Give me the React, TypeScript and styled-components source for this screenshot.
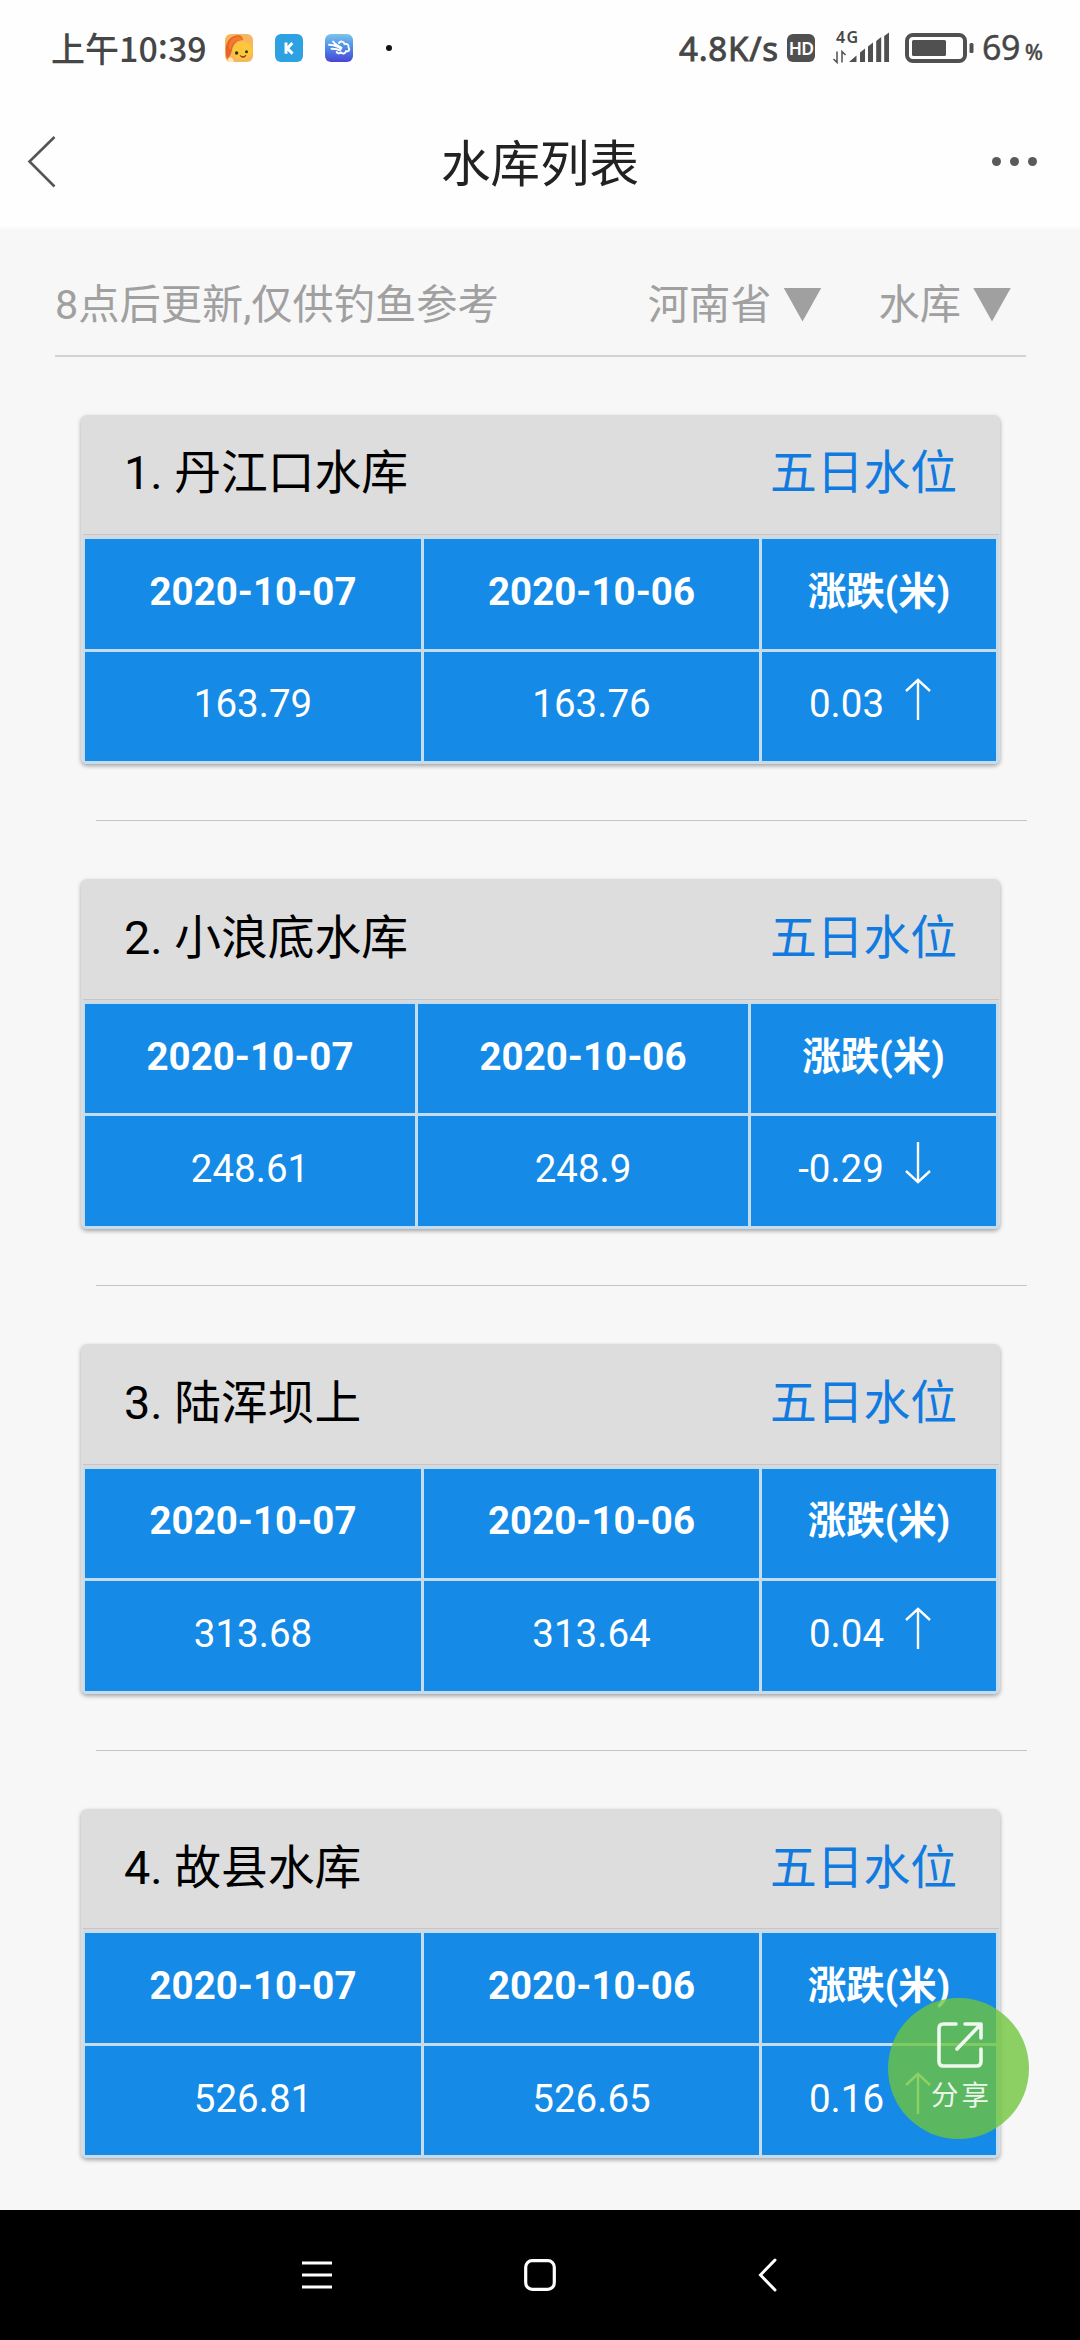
import React from 'react';
import styled, { createGlobalStyle } from 'styled-components';

const GlobalStyle = createGlobalStyle`
  * { box-sizing: border-box; }
  html, body { margin: 0; padding: 0; background: #f7f7f7; }
  body { font-family: Roboto, "Noto Sans CJK SC", sans-serif; width: 1080px; overflow: hidden; }
`;

const Screen = styled.div`
  width: 1080px;
  height: 2340px;
  display: flex;
  flex-direction: column;
  background: #f7f7f7;
  overflow: hidden;
  position: relative;
`;

const StatusBar = styled.div`
  height: 96px;
  flex: none;
  background: #fefefe;
  display: flex;
  align-items: center;
  justify-content: space-between;
  padding: 0 34px 0 51px;
  color: #464646;
  font-family: "Noto Sans CJK SC", sans-serif;
`;

const StatusGroup = styled.div`
  display: flex;
  align-items: center;
  height: 40px;
`;

const Clock = styled.span`
  font-size: 34px;
  font-weight: 500;
  line-height: 40px;
  width: 174px;
  white-space: nowrap;
`;

const Colon = styled.span`
  position: relative;
  top: -3px;
`;

const AppIcons = styled.div`
  display: flex;
  align-items: center;
  gap: 22px;
`;

const Dot = styled.i<{ $size: number; $color: string }>`
  display: block;
  width: ${(p) => p.$size}px;
  height: ${(p) => p.$size}px;
  border-radius: 50%;
  background: ${(p) => p.$color};
`;

const OverflowDot = styled(Dot)`
  margin-left: 33px;
`;

const Speed = styled.span`
  font-family: "Noto Sans", sans-serif;
  font-size: 33px;
  -webkit-text-stroke: 0.9px #464646;
  line-height: 40px;
  letter-spacing: 0.8px;
  width: 108px;
  padding-top: 1px;
  white-space: nowrap;
`;

const HdBadge = styled.span`
  width: 28px;
  height: 28px;
  border-radius: 6px;
  background: #505050;
  color: #fff;
  font: 600 17.5px/29px "Noto Sans", sans-serif;
  letter-spacing: -0.8px;
  text-align: center;
  margin-right: 17px;
`;

const Signal = styled.svg`
  display: block;
  margin-right: 16px;
`;

const Percent = styled.span`
  display: flex;
  align-items: baseline;
  font-family: "Noto Sans", sans-serif;
  font-size: 34px;
  -webkit-text-stroke: 0.4px #464646;
  line-height: 40px;
  width: 64px;
  padding-top: 2px;
  margin-left: 8px;
  letter-spacing: -0.5px;
`;

const PercentSign = styled.small`
  font-size: 21px;
  font-weight: 500;
  margin-left: 5px;
`;

const TitleBar = styled.header`
  height: 134px;
  flex: none;
  display: grid;
  grid-template-columns: 120px 1fr 120px;
  align-items: center;
  background: linear-gradient(#fefefe 130px, #f7f7f7 134px);
  padding-bottom: 3px;
  color: #222;
`;

const BackIcon = styled.svg`
  display: block;
  margin-left: 26px;
`;

const Title = styled.h1`
  margin: 0;
  padding-top: 7px;
  text-align: center;
  font-size: 49.5px;
  line-height: 70px;
  font-weight: 400;
`;

const More = styled.div`
  display: flex;
  gap: 9px;
  margin-left: 31.5px;
`;

const Content = styled.main`
  flex: 1;
  min-height: 0;
  overflow: hidden;
  padding-left: 55px;
  padding-right: 54px;
`;

const FilterRow = styled.div`
  display: flex;
  align-items: center;
  height: 127px;
  padding-top: 24px;
  border-bottom: 2px solid #d2d2d2;
  color: #a0a0a0;
  font-size: 41.25px;
  line-height: 60px;
  white-space: nowrap;
`;

const Note = styled.span`
  flex: 1;
`;

const Select = styled.span<{ $right: number }>`
  display: flex;
  align-items: center;
  gap: 12px;
  margin-right: ${(p) => p.$right}px;
`;

const Caret = styled.i`
  width: 38px;
  height: 34px;
  background: #a0a0a0;
  clip-path: polygon(0 0, 100% 0, 50% 100%);
`;

const List = styled.ol`
  list-style: none;
  margin: 0;
  padding: 57.5px 0 0;
`;

const Item = styled.li`
  height: 464.75px;
`;

const Card = styled.section`
  width: 919px;
  height: 349.5px;
  margin-left: 26px;
  border-radius: 6px;
  background: #dddddd;
  box-shadow: 0 2px 4px rgba(0, 0, 0, 0.34);
  display: flex;
  flex-direction: column;
  overflow: hidden;
`;

const CardHead = styled.div`
  height: 119.5px;
  display: flex;
  justify-content: space-between;
  align-items: center;
  padding: 0 43px 2px 43px;
  font-size: 46.75px;
  line-height: 68px;
  color: #000;
`;

const LevelLink = styled.a`
  color: #107ae0;
`;

const Table = styled.div<{ $cols: string }>`
  flex: 1;
  display: grid;
  grid-template-columns: ${(p) => p.$cols};
  grid-template-rows: 109.5px 109.5px;
  gap: 3px;
  margin: 0 1px 0 2px;
  padding: 4px 3px 3px 2px;
  border-top: 1px solid #c8c5c5;
  background: linear-gradient(#dad8d8 2px, #c3dcf0 2px);
`;

const Cell = styled.div<{ $bold?: boolean }>`
  display: flex;
  align-items: center;
  justify-content: center;
  background: #158ae6;
  color: #fff;
  font-size: 38.5px;
  line-height: 56px;
  font-weight: ${(p) => (p.$bold ? 700 : 400)};
  padding-bottom: 4px;
  white-space: nowrap;
`;

const Arrow = styled.svg<{ $down: boolean }>`
  display: block;
  margin: 0 17px ${(p) => (p.$down ? 12 : 11)}px 20px;
  transform: ${(p) => (p.$down ? 'rotate(180deg)' : 'none')};
`;

const Divider = styled.hr`
  border: 0;
  height: 1px;
  background: #c4c4c4;
  margin: 56px -1px 0 41px;
`;

const ShareButton = styled.button`
  position: absolute;
  left: 888px;
  top: 1998px;
  width: 141px;
  height: 141px;
  border: 0;
  border-radius: 50%;
  padding: 20px 0 0;
  background: rgba(111, 197, 59, 0.79);
  color: rgba(255, 255, 255, 0.9);
  display: flex;
  flex-direction: column;
  align-items: center;
  justify-content: flex-start;
  gap: 8px;
  font: 400 27.5px/40px Roboto, "Noto Sans CJK SC", sans-serif;
`;

const ShareLabel = styled.span`
  letter-spacing: 3px;
  margin-left: 6px;
`;

const NavBar = styled.nav`
  height: 130px;
  flex: none;
  background: #000;
  display: flex;
  align-items: center;
  padding-left: 302px;
`;

const NavIcon = styled.svg<{ $left?: number }>`
  display: block;
  margin-left: ${(p) => p.$left ?? 0}px;
`;

interface Reservoir {
  name: string;
  today: string;
  yesterday: string;
  change: string;
}

const reservoirs: Reservoir[] = [
  { name: '丹江口水库', today: '163.79', yesterday: '163.76', change: '0.03' },
  { name: '小浪底水库', today: '248.61', yesterday: '248.9', change: '-0.29' },
  { name: '陆浑坝上', today: '313.68', yesterday: '313.64', change: '0.04' },
  { name: '故县水库', today: '526.81', yesterday: '526.65', change: '0.16' },
];

function LionIcon() {
  return (
    <svg width="28" height="28" viewBox="0 0 28 28">
      <rect width="28" height="28" rx="6" fill="#f6b55e" />
      <path d="M2 25C-1 15 1 5 9 2c5-2 9 0 9 4-6 0-10 4-11 10-1 4-2 7-5 9z" fill="#e8622a" />
      <ellipse cx="17.500" cy="16.500" rx="10" ry="9" fill="#fdc73c" />
      <path d="M6 15c1-6 5-9 11-9 0-2-2-4-6-3-5 1-8 6-7 12z" fill="#f07d2c" />
      <circle cx="11.600" cy="19" r="1.700" fill="#3a3010" />
      <circle cx="21.500" cy="17.800" r="1.500" fill="#3a3010" />
      <path d="M15 21.500c2 1.500 4 1.500 6-.3-1 2.800-4 3-6 .3z" fill="#b0402a" stroke="#8a3a1a" strokeWidth="0.800" />
      <path d="M3 26c0-3 3-3 5-1l1 3H6c-2 0-3-1-3-2z" fill="#ffe9b0" />
    </svg>
  );
}

function KIcon() {
  return (
    <svg width="28" height="28" viewBox="0 0 28 28">
      <rect width="28" height="28" rx="6" fill="#2ea1e2" />
      <path d="M11 8.500v11.300M17.300 8.900l-5 5.500 5.300 5.200" fill="none" stroke="#fff" strokeWidth="2.900" />
    </svg>
  );
}

function CloudIcon() {
  return (
    <svg width="28" height="28" viewBox="0 0 28 28">
      <defs>
        <linearGradient id="cloudSky" x1="0" y1="0" x2="0" y2="1">
          <stop offset="0" stopColor="#7cc4ea" />
          <stop offset="0.450" stopColor="#4f8fe8" />
          <stop offset="1" stopColor="#4a45d6" />
        </linearGradient>
      </defs>
      <rect width="28" height="28" rx="6" fill="url(#cloudSky)" />
      <g fill="none" stroke="#fff" strokeLinecap="round" strokeLinejoin="round">
        <path strokeWidth="1.900" d="M14 9c1.500-2.500 5-1.500 5.500 1 3-.5 4.700 1 4 3.500 2 2.500-.5 4.500-2.500 3.600-.5 2.600-3.500 3.300-5 1.200-1.500 1.600-3.700 1.200-4.300-.4" />
        <path strokeWidth="1.900" d="M8 7.500c2 3.500 5 4.200 8.500 6.200M4 10.800c4 .2 8.500 1.200 12 4M6.500 14.800c3 0 6 .2 8.500 1.500" />
      </g>
    </svg>
  );
}

function SignalIcon() {
  return (
    <Signal width="57" height="52" viewBox="832 22 57 52">
      <text x="836" y="43" fontFamily="Noto Sans" fontSize="16" fontWeight="600" fill="#464646" textLength="22">4G</text>
      <path d="M837 51.500v11l-3.500-3.500M842 62.500v-11l3.500 3.500" fill="none" stroke="#505050" strokeWidth="1.500" />
      <path
        fill="#505050"
        d="M849 62l7.500-6.500V62zM860 52.500l5-4V62h-5zM868 46.500l5-4V62h-5zM876.200 41l5-4V62h-5zM884.200 36l4.800-3.500V62h-4.800z"
      />
    </Signal>
  );
}

function BatteryIcon() {
  return (
    <svg width="69" height="30" viewBox="0 0 69 30">
      <rect x="2" y="2" width="58" height="26" rx="6" fill="none" stroke="#505050" strokeWidth="4" />
      <rect x="7" y="7" width="34" height="16" rx="1.500" fill="#505050" />
      <rect x="64.500" y="10" width="4" height="10" rx="1.500" fill="#505050" />
    </svg>
  );
}

function ReservoirCard({ index, data }: { index: number; data: Reservoir }) {
  const down = data.change.startsWith('-');
  return (
    <Item>
      <Card>
        <CardHead>
          <span>{index}. {data.name}</span>
          <LevelLink>五日水位</LevelLink>
        </CardHead>
        <Table $cols={down ? '330px 330px 245px' : '336px 335px 234px'}>
          <Cell $bold>2020-10-07</Cell>
          <Cell $bold>2020-10-06</Cell>
          <Cell $bold>涨跌(米)</Cell>
          <Cell>{data.today}</Cell>
          <Cell>{data.yesterday}</Cell>
          <Cell>
            {data.change}
            <Arrow $down={down} width="28" height="42" viewBox="0 0 28 42">
              <path d="M14 42V2M2 13L14 1.800 26 13" fill="none" stroke="#fff" strokeWidth="2.400" />
            </Arrow>
          </Cell>
        </Table>
      </Card>
      <Divider />
    </Item>
  );
}

export default function App() {
  return (
    <Screen>
      <GlobalStyle />
      <StatusBar>
        <StatusGroup>
          <Clock>上午10<Colon>:</Colon>39</Clock>
          <AppIcons>
            <LionIcon />
            <KIcon />
            <CloudIcon />
          </AppIcons>
          <OverflowDot $size={6} $color="#111" />
        </StatusGroup>
        <StatusGroup>
          <Speed>4.8K/s</Speed>
          <HdBadge>HD</HdBadge>
          <SignalIcon />
          <BatteryIcon />
          <Percent>69<PercentSign>%</PercentSign></Percent>
        </StatusGroup>
      </StatusBar>
      <TitleBar>
        <BackIcon width="32" height="54" viewBox="0 0 32 54">
          <path d="M28.500 2L3.500 26.500 28.500 51.500" fill="none" stroke="#555" strokeWidth="2.600" />
        </BackIcon>
        <Title>水库列表</Title>
        <More>
          <Dot $size={9} $color="#5a5a5a" />
          <Dot $size={9} $color="#5a5a5a" />
          <Dot $size={9} $color="#5a5a5a" />
        </More>
      </TitleBar>
      <Content>
        <FilterRow>
          <Note>8点后更新,仅供钓鱼参考</Note>
          <Select $right={57}>河南省<Caret /></Select>
          <Select $right={15}>水库<Caret /></Select>
        </FilterRow>
        <List>
          {reservoirs.map((r, i) => (
            <ReservoirCard key={r.name} index={i + 1} data={r} />
          ))}
        </List>
      </Content>
      <NavBar>
        <NavIcon width="30" height="28" viewBox="0 0 30 28">
          <path d="M0 2h30M0 14h30M0 26h30" stroke="#fff" strokeWidth="3" />
        </NavIcon>
        <NavIcon $left={192} width="32" height="32" viewBox="0 0 32 32">
          <rect x="1.700" y="1.700" width="28.600" height="28.600" rx="6.500" fill="none" stroke="#fff" strokeWidth="3.200" />
        </NavIcon>
        <NavIcon $left={202} width="20" height="34" viewBox="0 0 20 34">
          <path d="M17 2L2.500 17 17 32" fill="none" stroke="#fff" strokeWidth="3" strokeLinecap="round" />
        </NavIcon>
      </NavBar>
      <ShareButton>
        <svg width="50" height="50" viewBox="0 0 50 50" fill="none" stroke="currentColor" strokeWidth="3.600" strokeLinecap="round" strokeLinejoin="round">
          <path d="M22 6H9.500Q5 6 5 10.500V43.500Q5 48 9.500 48H42.500Q47 48 47 43.500V31" />
          <path d="M31 6H47V20M46 7L23 31" />
        </svg>
        <ShareLabel>分享</ShareLabel>
      </ShareButton>
    </Screen>
  );
}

• Set exercise: Looking at the data above, how many lines hold the word "components"? Respond with the number alone.

• Answer to the task: 2